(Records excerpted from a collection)
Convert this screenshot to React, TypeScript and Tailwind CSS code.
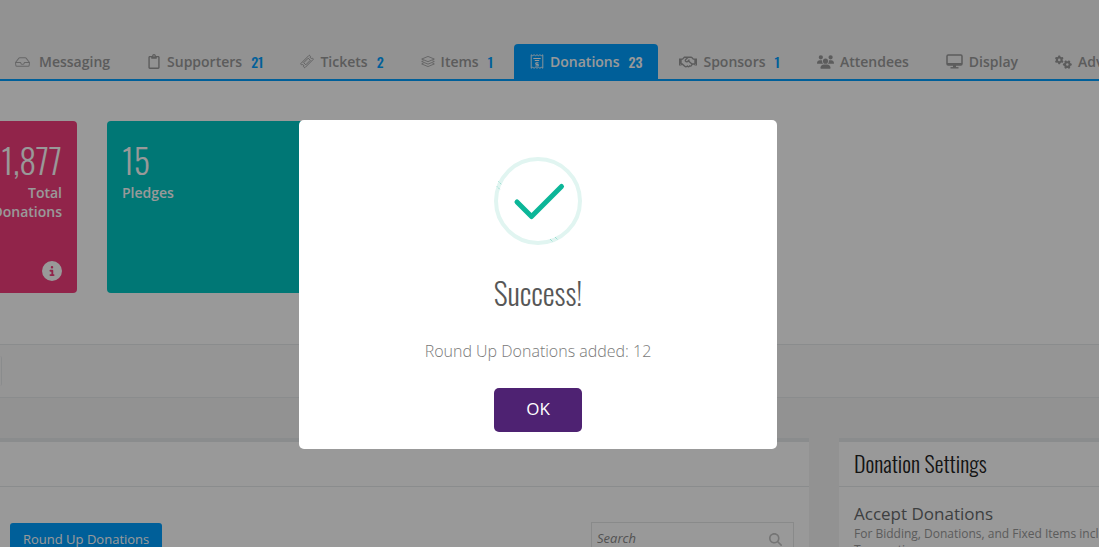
import React from "react";
import { BsInbox } from "react-icons/bs";
import { FaRegClipboard, FaRegHandshake } from "react-icons/fa";
import { FaCircleInfo, FaGears, FaMagnifyingGlass, FaUsers } from "react-icons/fa6";

type IconProps = { className?: string };

interface Tab {
  label: string;
  icon: React.ReactNode;
  count?: number;
  active?: boolean;
}

const TicketIcon: React.FC<IconProps> = ({ className }) => (
  <svg viewBox="0 0 16 16" className={className} fill="none" stroke="currentColor" strokeWidth="1" aria-hidden="true">
    <path d="M10.2 1.1 1.1 10.2a.6.6 0 0 0 0 .9l.9.9a1.4 1.4 0 0 1 2 2l.9.9a.6.6 0 0 0 .9 0l9.1-9.1a.6.6 0 0 0 0-.9l-.9-.9a1.4 1.4 0 0 1-2-2l-.9-.9a.6.6 0 0 0-.9 0Z" />
    <path d="m9.4 4.2 2.4 2.4-5.2 5.2-2.4-2.4Z" />
  </svg>
);

const LayersIcon: React.FC<IconProps> = ({ className }) => (
  <svg viewBox="0 0 16 14" className={className} fill="none" stroke="currentColor" strokeWidth="0.9" strokeLinejoin="round" aria-hidden="true">
    <path d="M8 1.2 15.2 4.2 8 7.2.8 4.2Z" />
    <path d="M2.9 6.1.8 7 8 10l7.2-3-2.1-.9" />
    <path d="M2.9 8.9.8 9.8l7.2 3 7.2-3-2.1-.9" />
  </svg>
);

const ReceiptIcon: React.FC<IconProps> = ({ className }) => (
  <svg viewBox="0 0 13 15" className={className} fill="none" stroke="currentColor" strokeWidth="0.9" aria-hidden="true">
    <path d="M.7.8 2.1 1.7 3.6.8 5 1.7 6.5.8 8 1.7 9.4.8l1.5.9L12.3.8v13.4l-1.4-.9-1.5.9-1.4-.9-1.5.9-1.5-.9-1.4.9-1.5-.9-1.4.9Z" />
    <path d="M2.8 4.5h7.4M4.3 6.5h4.4" strokeWidth="1" />
    <path d="M8 8.8H6a.8.8 0 0 0 0 1.6h1a.8.8 0 0 1 0 1.6H5" strokeWidth="1.1" />
  </svg>
);

const DesktopIcon: React.FC<IconProps> = ({ className }) => (
  <svg viewBox="0 0 17 15" className={className} fill="none" stroke="currentColor" aria-hidden="true">
    <rect x="1" y="1" width="15" height="10" rx="1.2" strokeWidth="1.5" />
    <path d="M1 9.9h15" strokeWidth="1.8" />
    <path d="M8.5 11v2.5" strokeWidth="3" />
    <path d="M4.5 13.8h8" strokeWidth="1.4" />
  </svg>
);

const tabs: Tab[] = [
  { label: "Messaging", icon: <BsInbox className="w-[18px] h-4 pr-[3px] opacity-80" /> },
  { label: "Supporters", icon: <FaRegClipboard className="w-3.5 h-[15px]" />, count: 21 },
  { label: "Tickets", icon: <TicketIcon className="w-3.5 h-[15px]" />, count: 2 },
  { label: "Items", icon: <LayersIcon className="w-3.5 h-[15px]" />, count: 1 },
  { label: "Donations", icon: <ReceiptIcon className="w-3.5 h-[15px]" />, count: 23, active: true },
  { label: "Sponsors", icon: <FaRegHandshake className="w-[18px] h-4" />, count: 1 },
  { label: "Attendees", icon: <FaUsers className="w-[17px] h-4" /> },
  { label: "Display", icon: <DesktopIcon className="w-[17px] h-[15px]" /> },
  { label: "Advanced", icon: <FaGears className="w-[17px] h-4" /> },
];

const condensed = "font-['Oswald','Open_Sans_Condensed','Liberation_Sans_Narrow',sans-serif]";

const NavTabs: React.FC = () => (
  <nav className="flex items-end gap-[5px] border-b-2 border-[#009fff] bg-[#f3f3f4] pt-11 -ml-px">
    {tabs.map((tab) => (
      <a
        key={tab.label}
        href="#"
        className={`flex h-[35px] shrink-0 items-center gap-1.5 rounded-t px-4 text-sm font-semibold ${
          tab.active ? "bg-[#009fff] text-white" : "text-[#999]"
        }`}
      >
        {tab.icon}
        <span>{tab.label}</span>
        {tab.count !== undefined && (
          <span className={`${condensed} ml-[3px] font-medium ${tab.active ? "text-white" : "text-[#009fff]"}`}>
            {tab.count}
          </span>
        )}
      </a>
    ))}
  </nav>
);

const SuccessModal: React.FC = () => (
  <div className="fixed inset-0 flex items-center justify-center bg-black/40 pr-[23px] pt-[22px]">
    <div
      role="dialog"
      aria-modal="true"
      aria-labelledby="modal-title"
      className="flex w-full max-w-[478px] flex-col items-center rounded-[5px] bg-white px-5 pb-[17px] pt-[37px]"
    >
      <svg viewBox="0 0 88 88" className="size-[88px]" fill="none" aria-hidden="true">
        <circle cx="44" cy="44" r="42" stroke="#e1f5f1" strokeWidth="4" />
        <path d="m4.5 24.5 3 3M3 29.5l3 3M56 82l3 3M61 80l3 3" stroke="#6fd0bc" strokeWidth="0.9" strokeDasharray="1 1" />
        <path d="M23 45 37.5 59.5 67.5 29.5" stroke="#0cb698" strokeWidth="5" strokeLinecap="round" strokeLinejoin="round" />
      </svg>
      <h2 id="modal-title" className={`${condensed} mt-6 text-[30px] font-light leading-[48px] text-[#575757]`}>
        Success!
      </h2>
      <p className="mt-[22px] text-base font-light leading-6 text-[#797979]">Round Up Donations added: 12</p>
      <button
        type="button"
        className="mt-[25px] h-11 rounded-[5px] bg-[#4e2272] px-8 pb-0.5 text-[17px] font-medium text-white"
      >
        OK
      </button>
    </div>
  </div>
);

const App: React.FC = () => {
  return (
    <div className="h-screen overflow-hidden bg-[#f3f3f4] font-['Open_Sans',sans-serif]">
      <NavTabs />

      {/* Summary cards */}
      <section className="-ml-[121px] flex gap-[30px] bg-white pb-[51px] pt-10">
        <div className="flex h-[172px] w-[198px] shrink-0 flex-col items-end rounded bg-[#f23c7c] p-[15px] pb-3 text-right text-white">
          <div className={`${condensed} text-[34px] font-light leading-[47px]`}>1,877</div>
          <div className="w-20 text-sm font-semibold leading-[19px]">Total Donations</div>
          <FaCircleInfo className="mt-auto size-5" />
        </div>
        <div className="h-[172px] w-[198px] shrink-0 rounded bg-[#00c6c4] p-[15px] text-white">
          <div className={`${condensed} text-[34px] font-light leading-[47px]`}>15</div>
          <div className="text-sm font-semibold leading-[19px]">Pledges</div>
        </div>
      </section>

      <div className="border-y border-[#e7eaec] bg-[#f9f9f9] py-[11px]">
        <div className="h-[30px] w-0.5 rounded-r border-r border-[#e7eaec]" />
      </div>

      <main className="mt-10 flex gap-[30px]">
        <section className="flex-1 border-t-4 border-[#e7eaec] bg-white">
          <div className="h-[45px] border-b border-[#e7eaec]" />
          <div className="flex items-start justify-between px-[15px] pl-2.5 pt-[35px]">
            <button
              type="button"
              className="mt-px h-[34px] rounded-[3px] bg-[#009fff] px-[13px] text-[13px] text-white"
            >
              Round Up Donations
            </button>
            <label className="flex h-[34px] w-[203px] items-center border border-[#e5e6e7] bg-white px-[5px]">
              <input
                type="search"
                aria-label="Search"
                placeholder="Search"
                className="min-w-0 flex-1 text-[13px] italic outline-none placeholder:text-[#8a8a8a]"
              />
              <FaMagnifyingGlass className="mr-1.5 size-[13px] text-[#c4c4c4]" />
            </label>
          </div>
        </section>

        <aside className="w-[260px] shrink-0 overflow-hidden border-t-4 border-[#e7eaec] bg-white">
          <div className="h-[45px] border-b border-[#e7eaec] px-[15px]">
            <h5 className={`${condensed} text-[22px] font-light leading-[43px] text-[#222]`}>Donation Settings</h5>
          </div>
          <div className="w-[330px] px-[15px] pt-3.5">
            <h3 className="text-[17px] leading-[25px] text-[#676a6c]">Accept Donations</h3>
            <p className="text-xs leading-4 text-[#999]">
              For Bidding, Donations, and Fixed Items including Transactions
            </p>
          </div>
        </aside>
      </main>

      <SuccessModal />
    </div>
  );
};

export default App;
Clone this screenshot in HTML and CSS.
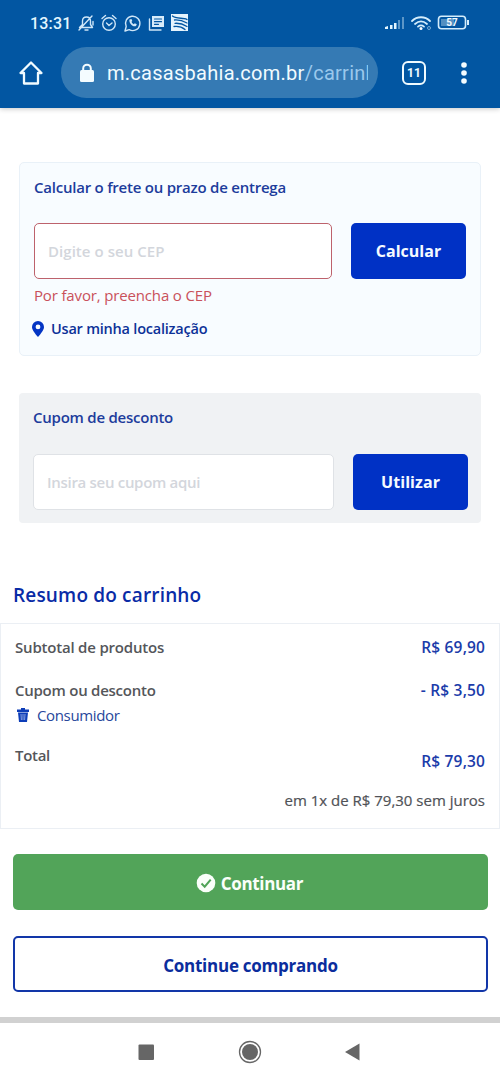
FILE: index.html
```html
<!DOCTYPE html>
<html lang="pt-BR">
<head>
<meta charset="utf-8">
<meta name="viewport" content="width=device-width, initial-scale=1">
<title>Carrinho</title>
<link rel="stylesheet" href="styles.css">
</head>
<body>
<header class="browser">
  <div class="status">
    <span class="clock">13:31</span>
    <svg class="status-left" width="112" height="20" viewBox="0 0 112 20" fill="none" stroke="#cfe6f8" stroke-width="1.4" stroke-linecap="round" stroke-linejoin="round">
      <path d="M1.500 14.500h13l-2-3V8c0-3-2-4-4-4S4.500 5 4.500 8v3.500l-3 3M7 17h3M14 3 1 17M15 8.500v3.500"/>
      <circle cx="31" cy="11" r="6.300"/><path d="M28.500 10l2.500 2.500 3-2.500M24 5.500 27.500 2.500M34.500 2.500l3.500 3"/>
      <path d="M47 18l1.200-4.500a7.200 7.200 0 1 1 3 3.200z"/>
      <path d="M51.500 6.500c-1 3.500 3.500 8 6.500 6.500l.8-1.800-2-1-1 1c-1-.5-2-1.500-2.300-2.500l.8-.8-.8-1.800z" fill="#cfe6f8" stroke="none"/>
      <path d="M74 3h12v11H74z" fill="#d8ecfb" stroke="none"/><path d="M71.500 6v11H83"/><path d="M76.500 6h7M76.500 8.700h7M76.500 11.300h4" stroke="#0256a2" stroke-width="1.200"/>
      <path d="M93 1h17v17H93z" fill="#e6f4fd" stroke="none"/>
      <path d="M94.500 3c2 2 7 2 11 2.500 2 .2 3 .5 3.500 1M96.500 7c4-.3 8 .5 12.500 3M97 10.300c4-.3 8 .7 12 3.200M96 13.500c4-.5 8 .5 11 3" stroke="#0256a2" stroke-width="1.300"/>
    </svg>
    <svg class="status-right" width="86" height="18" viewBox="0 0 86 18">
      <path d="M1 15v-2l3-1v3zM6 15v-4h2.500v4zM10 15V9h2.500v6z" fill="#e3f5ff"/><path d="M14 15V6h2v9zM18 15V3h2v12z" fill="#5c96c7"/>
      <g fill="none" stroke="#d4edfc" stroke-width="1.800" stroke-linecap="round"><path d="M28 7c5-5 13-5 18 0M31 10c4-3.500 8-3.500 12 0M34 12.600c2-1.600 4-1.600 6 0"/></g><circle cx="37" cy="14.500" r="1.500" fill="#fff"/><circle cx="45" cy="14" r="1.500" fill="none" stroke="#78add5"/>
      <rect x="54.500" y="2.200" width="27" height="12.600" rx="3" fill="none" stroke="#d4edfc" stroke-width="1.600"/><path d="M57 5h13v7H57z" fill="#538fc1"/><path d="M83 6h2v5h-2z" fill="#d4edfc"/>
      <text x="68" y="12.300" text-anchor="middle" class="battery-text">57</text>
    </svg>
  </div>
  <div class="toolbar">
    <svg class="home" width="26" height="26" viewBox="0 0 26 26" fill="none" stroke="#f1fbff" stroke-width="2.300" stroke-linejoin="round" stroke-linecap="round"><path d="M2.500 13 13 2.500 23.500 13H20v10.500H6V13z"/></svg>
    <div class="address">
      <svg width="16" height="20" viewBox="0 0 16 20"><path d="M4.200 8V5.500a3.800 3.800 0 0 1 7.600 0V8" fill="none" stroke="#f4fcff" stroke-width="2"/><rect x="1" y="7" width="14" height="12" rx="1.500" fill="#f4fcff"/></svg>
      <span class="url">m.casasbahia.com.br<span class="path">/carrinh</span></span>
    </div>
    <span class="tabs">11</span>
    <svg class="more" width="8" height="24" viewBox="0 0 8 24" fill="#f4fcff"><circle cx="4" cy="4" r="2.800"/><circle cx="4" cy="12" r="2.800"/><circle cx="4" cy="20" r="2.800"/></svg>
  </div>
</header>
<main class="page">
  <section class="card shipping">
    <h2><span class="t-ship">Calcular o frete ou prazo de entrega</span></h2>
    <div class="row"><div class="field invalid"><span class="t-cep">Digite o seu CEP</span></div><button class="btn"><span class="t-calc">Calcular</span></button></div>
    <p class="error"><span class="t-err">Por favor, preencha o CEP</span></p>
    <a class="locate"><svg width="14" height="18" viewBox="0 0 14 18"><path fill="#0435c4" fill-rule="evenodd" d="M7 1a6 6 0 0 0-6 6c0 3 3 6.500 6 10 3-3.500 6-7 6-10a6 6 0 0 0-6-6zm0 3.500a2.400 2.400 0 1 1 0 4.800 2.400 2.400 0 0 1 0-4.800z"/></svg><span class="t-loc">Usar minha localização</span></a>
  </section>
  <section class="card coupon">
    <h2><span class="t-cup">Cupom de desconto</span></h2>
    <div class="row"><div class="field"><span class="t-ins">Insira seu cupom aqui</span></div><button class="btn"><span class="t-util">Utilizar</span></button></div>
  </section>
  <h1><span class="t-res">Resumo do carrinho</span></h1>
  <section class="summary">
    <div class="line subtotal"><span class="t-sub">Subtotal de produtos</span><b class="t-price">R$ 69,90</b></div>
    <div class="line discount"><span class="t-disc">Cupom ou desconto</span><b class="t-price">- R$ 3,50</b></div>
    <div class="applied"><svg width="12" height="15" viewBox="0 0 12 15"><path fill="#0d3db8" d="M4 0h4v1.500h4V4H0V1.500h4zM1 4.500h10l-1 9.500H2z"/><path d="M4 6l.4 6M6 6v6M8 6l-.4 6" stroke="#b9c9ee" stroke-width=".7"/></svg><span class="t-cons">Consumidor</span></div>
    <div class="line total"><span class="t-tot">Total</span><b class="t-price">R$ 79,30</b></div>
    <p class="installments"><span class="t-inst">em 1x de R$ 79,30 sem juros</span></p>
  </section>
  <button class="action go"><svg width="20" height="20" viewBox="0 0 20 20"><circle cx="10" cy="10" r="9.300" fill="#fafffa"/><path d="M5.500 10.500l3.200 3.200 6-7" fill="none" stroke="#50a458" stroke-width="2"/></svg><span class="t-go">Continuar</span></button>
  <button class="action keep"><span class="t-keep">Continue comprando</span></button>
</main>
<nav class="system">
  <svg width="500" height="59" viewBox="0 0 500 59" fill="#666"><rect x="138.500" y="21.500" width="15.500" height="15.500" rx="1"/><circle cx="250" cy="29" r="10.500" fill="none" stroke="#666" stroke-width="1.300"/><circle cx="250" cy="29" r="8"/><path d="M345 29l14.500-8.500v17z"/></svg>
</nav>
</body>
</html>
```

FILE: styles.css
```css
* { box-sizing: border-box; }
body { margin: 0; width: 500px; height: 1082px; overflow: hidden; background: #fff; color: #54565a; font-family: "Open Sans", "Noto Sans", sans-serif; display: flex; flex-direction: column; }
h1, h2, p { margin: 0; }
button { border: 0; font-family: inherit; padding: 0; }
span, b { white-space: nowrap; }
svg { display: block; flex: none; }

.browser { height: 108px; flex: none; background: #0256a2; font-family: Roboto, sans-serif; box-shadow: 0 1px 5px rgba(0, 0, 0, .22); }
.status { height: 47px; padding: 0 30px; display: flex; align-items: center; }
.clock { font-size: 16px; font-weight: 500; color: #e4f7ff; letter-spacing: .2px; width: 49px; }
.status-left { margin: -1px 0 0 0; }
.status-right { margin: -1px 0 0 194px; }
.status-left { margin-left: 1px; }
.battery-text { font: 700 10px Roboto, sans-serif; fill: #f2fbff; }
.toolbar { height: 51px; display: flex; align-items: center; padding-left: 18px; }
.address { width: 317px; height: 51px; margin-left: 17px; padding-left: 18px; border-radius: 26px; background: #357ab4; display: flex; align-items: center; gap: 12px; }
.url { width: 261px; overflow: hidden; color: #f1fbff; font-size: 20px; line-height: 28px; letter-spacing: .27px; }
.path { color: #9ac8ec; }
.tabs { width: 24px; height: 24px; margin-left: 24px; border: 2.500px solid #f1fbff; border-radius: 6px; color: #f1fbff; font-size: 12px; font-weight: 700; line-height: 20px; text-align: center; }
.more { margin-left: 34px; }

.page { flex: none; height: 909px; padding-top: 54px; }
.card { margin: 0 19px; border-radius: 5px; }
.card h2 { font-size: 15px; font-weight: 600; line-height: 22px; color: #1d3c9c; }
.shipping { height: 194px; padding: 13px 14px; border: 1px solid #e9f1f8; background: #f8fcff; }
.row { display: flex; gap: 19px; }
.field { flex: 1; height: 56px; padding-left: 13px; border: 1px solid #dfe2e6; border-radius: 5px; background: #fff; color: #d3d6dc; font-size: 15px; font-weight: 600; line-height: 54px; }
.invalid { border-color: #bd626c; }
.btn { width: 115px; height: 56px; border-radius: 5px; background: #0031c5; color: #f5faff; font-size: 16px; font-weight: 700; }
.shipping .row { margin-top: 25px; }
.error { margin-top: 5px; font-size: 15px; line-height: 22px; color: #c9515b; }
.locate { margin: 11px 0 0 -3px; display: flex; align-items: center; gap: 6px; font-size: 14.500px; font-weight: 600; line-height: 24px; color: #0c3198; }
.coupon { height: 130px; margin-top: 37px; padding: 13px 13px 13px 14px; background: #f0f2f4; border-radius: 4px; }
.coupon .row { margin-top: 26px; }
h1 { margin: 57px 0 0 13px; font-size: 19px; font-weight: 600; line-height: 30px; color: #092ba6; }
.summary { height: 206px; margin-top: 13px; padding: 12px 14px; border: 1px solid #ebeff4; font-size: 15px; }
.line { display: flex; justify-content: space-between; line-height: 23px; font-weight: 600; }
.line b { color: #1b3caa; font-weight: 600; }
.discount { margin-top: 20px; }
.applied { display: flex; align-items: center; gap: 8px; padding-left: 2px; line-height: 26px; color: #28479b; }
.total { margin-top: 16px; }
.total b { margin-top: 6px; }
.installments { margin-top: 14px; text-align: right; line-height: 26px; color: #505257; -webkit-text-stroke: .2px; }
.action { width: 475px; height: 56px; margin-left: 13px; display: flex; align-items: center; justify-content: center; border-radius: 5px; font-size: 17px; font-weight: 700; }
.go { margin-top: 25px; gap: 5px; padding: 2px 2px 0 0; background: #52a459; color: #fafffa; }
.keep { margin-top: 26px; padding-top: 2px; border: 2px solid #1236a8; background: #fff; color: #0b2d9d; }
.system { flex: none; height: 65px; border-top: 6px solid #d1d1d1; background: #fff; }

/* Per-label tracking */
.t-ship { letter-spacing: -.23px; }
.t-cep { letter-spacing: .05px; }
.t-err { letter-spacing: -.15px; }
.t-loc { letter-spacing: -.22px; }
.t-cup { letter-spacing: -.24px; }
.t-ins { letter-spacing: -.3px; }
.t-util { letter-spacing: .07px; }
.t-res { letter-spacing: .17px; }
.t-sub { letter-spacing: -.2px; }
.t-disc { letter-spacing: -.25px; }
.t-cons { letter-spacing: -.35px; }
.t-tot { letter-spacing: -.3px; }
.t-price { font-size: 15.500px; letter-spacing: .2px; margin-right: -.2px; }
.t-go { letter-spacing: -.35px; }
.t-keep { letter-spacing: -.25px; }
```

To be done —
Find the lines with the string "this" and reproduce them.

Final result —
Convert this screenshot to React, TypeScript and Tailwind CSS code.
Clone this screenshot in HTML and CSS.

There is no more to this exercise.